The Battle of Hastings 1066
14 October 1066
The Battle of Hastings was fought because William of Normandy thought he should be the King of England.
William of Normandy (also known as William the Conqueror) and his army of 15,000 soldiers.
King Harold (The King of England) and his army of 5,000 men.
Most of the men in the English army were farmers and not soldiers.
The Normans were from Normandy, which is a place famous for being taken over by the Vikings towards the end of the 8th Century.
A hill in Hastings! Do you know where Hastings is? It is on the south coast of England, in Sussex.
The Normans got to Hastings by sailing around 700 ships across the English Channel.

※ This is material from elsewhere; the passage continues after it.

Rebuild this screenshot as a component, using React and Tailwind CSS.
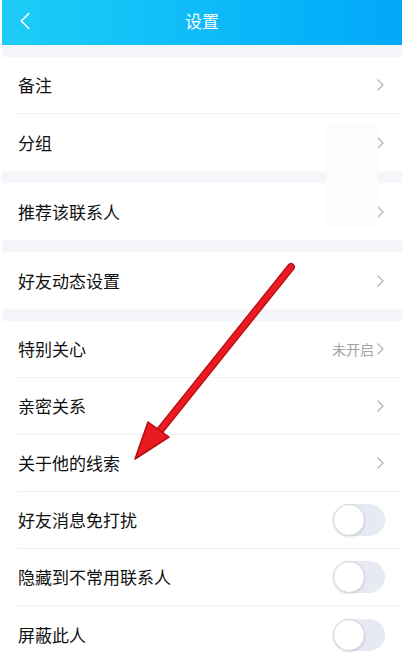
import { ChevronLeft } from "lucide-react";

const FONT = { fontFamily: '"Noto Sans CJK SC", "Noto Sans", sans-serif' };

const groups = [
  [
    { label: "备注", kind: "link" },
    { label: "分组", kind: "link" },
  ],
  [{ label: "推荐该联系人", kind: "link" }],
  [{ label: "好友动态设置", kind: "link" }],
  [
    { label: "特别关心", kind: "link", value: "未开启" },
    { label: "亲密关系", kind: "link" },
    { label: "关于他的线索", kind: "link" },
    { label: "好友消息免打扰", kind: "toggle" },
    { label: "隐藏到不常用联系人", kind: "toggle" },
    { label: "屏蔽此人", kind: "toggle" },
  ],
];

function Chevron() {
  return (
    <svg width="9" height="14" viewBox="0 0 9 14" className="shrink-0">
      <path d="M1.5 1.5 L7 7 L1.5 12.5" fill="none" stroke="#b4b4b4" strokeWidth="1.3" />
    </svg>
  );
}

function Toggle() {
  return (
    <div className="w-[52px] h-[32px] rounded-full bg-[#e8eaf3] flex items-center">
      <div className="w-[32px] h-[32px] rounded-full bg-white border border-[#d4d6de] shadow-sm" />
    </div>
  );
}

function Row({ item, last }) {
  return (
    <div className="h-[57px] pl-[16px] flex">
      <div
        className={`flex-1 flex items-center justify-between pr-[17px] ${
          last ? "" : "border-b border-[#eeeff2]"
        }`}
      >
        <span className="text-[17px] text-[#111]">{item.label}</span>
        {item.kind === "toggle" ? (
          <Toggle />
        ) : (
          <div className="flex items-center gap-[2px]">
            {item.value && (
              <span className="text-[14px] text-[#a3a3a3]">{item.value}</span>
            )}
            <Chevron />
          </div>
        )}
      </div>
    </div>
  );
}

export default function App() {
  return (
    <div className="w-[411px] h-[660px] bg-white overflow-hidden" style={FONT}>
      <div className="relative ml-[2px] w-[400px] bg-[#f5f6fa]">
        {/* Header */}
        <div className="h-[45px] bg-gradient-to-r from-[#1ecdf6] to-[#02a8fa] flex items-center relative">
          <ChevronLeft
            className="absolute left-[8px] top-[6px] text-white"
            size={30}
            strokeWidth={1.3}
          />
          <div className="flex-1 text-center text-white text-[17px] pb-[3px]">设置</div>
        </div>

        <div className="flex flex-col gap-[12px] pt-[12px]">
          {groups.map((group, gi) => (
            <div key={gi} className="bg-white">
              {group.map((item, i) => (
                <Row key={item.label} item={item} last={i === group.length - 1} />
              ))}
            </div>
          ))}
        </div>

        {/* blurred patch from the screenshot */}
        <div className="absolute left-[324px] top-[122px] w-[52px] h-[104px] bg-[#fcfcfd]" />

        {/* red annotation arrow */}
        <svg
          className="absolute left-0 top-0 pointer-events-none"
          width="400"
          height="660"
          viewBox="0 0 400 660"
        >
          <line
            x1="289"
            y1="267"
            x2="152"
            y2="438"
            stroke="#b50d12"
            strokeWidth="8"
            strokeLinecap="round"
          />
          <line
            x1="289"
            y1="267"
            x2="152"
            y2="438"
            stroke="#ea1b20"
            strokeWidth="5.5"
            strokeLinecap="round"
          />
          <polygon
            points="133,459 146,422 167,437"
            fill="#ea1b20"
            stroke="#b50d12"
            strokeWidth="1.5"
            strokeLinejoin="round"
          />
        </svg>
      </div>
    </div>
  );
}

Because they were outnumbered 3-1 the English Army had to fight defensively. They started the battle at the top of the hill and the Normans started at the bottom. This meant that the Normans had to run all the way up to the top of the hill before they could attack.
HOW DID THEY FIGHT?
The Normans charged up the hill towards the English with great force, so all the English men built a Shield Wall to protect themselves from the arrows and this kept them safe for a little while!

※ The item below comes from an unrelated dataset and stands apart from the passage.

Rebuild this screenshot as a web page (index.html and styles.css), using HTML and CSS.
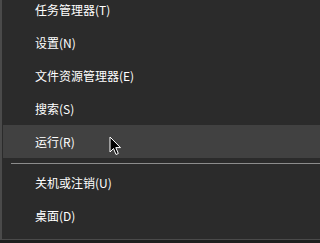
FILE: index.html
```html
<!DOCTYPE html>
<html lang="zh-CN">
<head>
<meta charset="utf-8">
<link rel="stylesheet" href="styles.css">
</head>
<body>
<div class="menu">
  <div class="item">任务管理器(T)</div>
  <div class="item">设置(N)</div>
  <div class="item">文件资源管理器(E)</div>
  <div class="item">搜索(S)</div>
  <div class="item active">运行(R)
    <svg class="cursor" width="13" height="20" viewBox="0 0 13 20">
      <path d="M1 1 L1 16 L4.5 12.5 L7 18.5 L9.3 17.5 L6.8 11.6 L11.5 11.6 Z" fill="#000" stroke="#fff" stroke-width="1" stroke-linejoin="miter"/>
    </svg>
  </div>
  <div class="sep"></div>
  <div class="item">关机或注销(U)</div>
  <div class="item">桌面(D)</div>
</div>
</body>
</html>
```

FILE: styles.css
```css
html, body {
  margin: 0;
  padding: 0;
}
body {
  background: #1e1e1e;
  height: 243px;
  overflow: hidden;
  font-family: "Noto Sans CJK SC", "Noto Sans", sans-serif;
}
.menu {
  margin-top: -7px;
  background: #2b2b2b;
  border-left: 2px solid #4a4a4a;
  border-bottom: 1px solid #4a4a4a;
  padding: 0 0 7px 1px;
}
.item {
  position: relative;
  height: 33px;
  line-height: 33px;
  padding-left: 32px;
  color: #ffffff;
  font-size: 12px;
  white-space: nowrap;
}
.item.active {
  background: #414141;
}
.sep {
  height: 8px;
  display: flex;
  flex-direction: column;
  padding-left: 8px;
}
.sep::after {
  content: "";
  margin-top: 5px;
  height: 1px;
  background: #8c8c8c;
}
.cursor {
  position: absolute;
  left: 106px;
  top: 11px;
}
```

Do you know what a Shield Wall is? The men would stand in a long line and put their shields in front of them. The shields would overlap to make sure that every man was completely safe.
During the fight, William of Normandy was knocked off his horse and all the Normans thought he was dead!
HOW DID THE FIGHT END?
The English lost the battle because their Shield Wall broke. This meant that the Normans were able to attack and the English could not do anything to stop them.
King Harold was killed by the Norman soldiers and after his death many of the English ran away.
After the Battle, William of Normandy was crowned King of England on Christmas day, 1066.
The entire Battle of Hastings was put onto a tapestry, called the Bayeux Tapestry. This beautiful piece of art now hangs in a special museum in Normandy. It is a very important historical document because it has a lot of information on it. The drawings and Latin writing were done by Anglo Saxons.